Have you performed any of the album tracks live?
Yeah. I did two shows in December, which were the first two times I performed this music. I got emotional on Invisible Man and Balloons. On Blackie, I got emotional on Jungle Book and Rbg. And, I know why. They just hold so much. I’ve found that the more personal I get, it’s not changing anything or alienating anybody. The more personal the song, the more people [appreciate it]. People are feeling this…[Look,] all we’re trying to do is connect. Whether it’s on sex. Or emotionally. Or anything. Everybody is on these apps or on [devices] all looking for some sort of connection.
What are some of the things you learned in making this album that will most stick with you?
Erykah Badu says this thing like, “Be careful what you write.” I felt there was this conjuring up of a character that was going to have to live and make this album. Because, it just felt like method acting, and it wasn’t acting. Going back in time and feeling overwhelmed with emotions as an adult like I was as a kid. All of the anxieties, and depressions, and traumas.
I learned to be careful with what I named this next album and what version of Roy I want to represent me in this next iteration because I’m about to live that [once the record is out]. But, I’m not scared of this thing anymore, so I can say it. I found the tact and style to say this thing as opposed to just saying “let me give you the facts of my life.”
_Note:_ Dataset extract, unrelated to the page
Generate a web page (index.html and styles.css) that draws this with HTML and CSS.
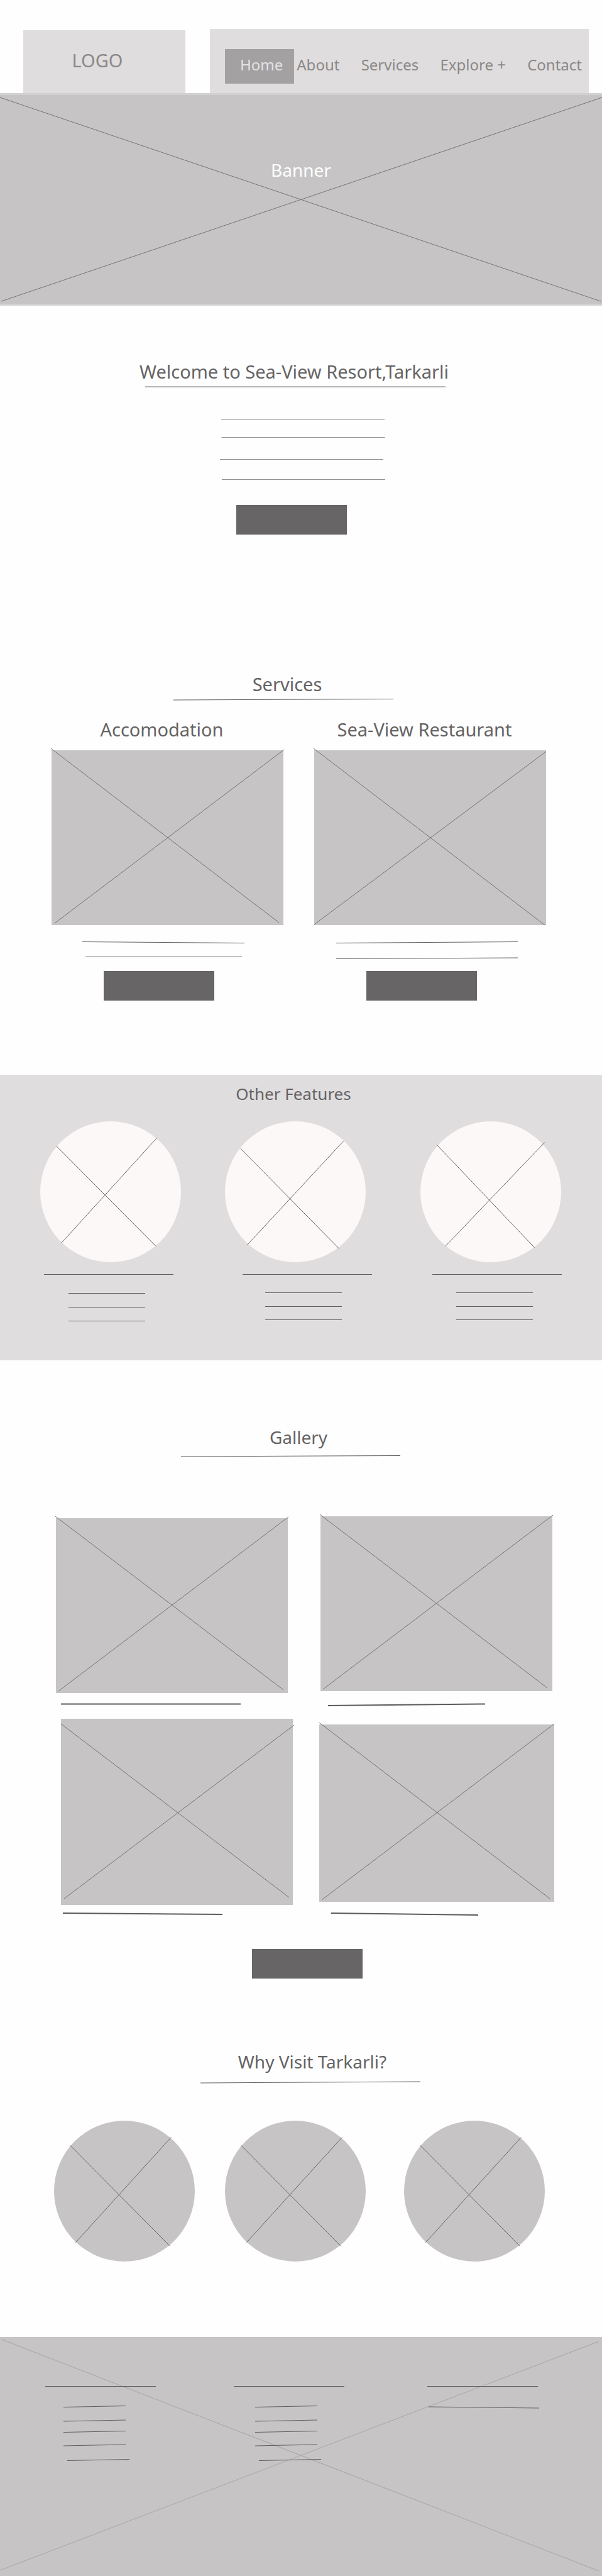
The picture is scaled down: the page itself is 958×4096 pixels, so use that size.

I’ve been bored with hip-hop for a really long time now. There are great records coming out now, but I remember what hip-hop used to do for me. I remember listening to a song and wanting to put it on repeat or having chills come over my whole body. I don’t feel that anymore. And, I want people to still feel the music like how I used to feel the music. We’re so exposed. So much music is being made. So much content is being made, I think we can get dulled down very quickly. I believe that we still can make these magical moments and experiences with music. That’s where I have seen my first magic. And, I want music to still do that.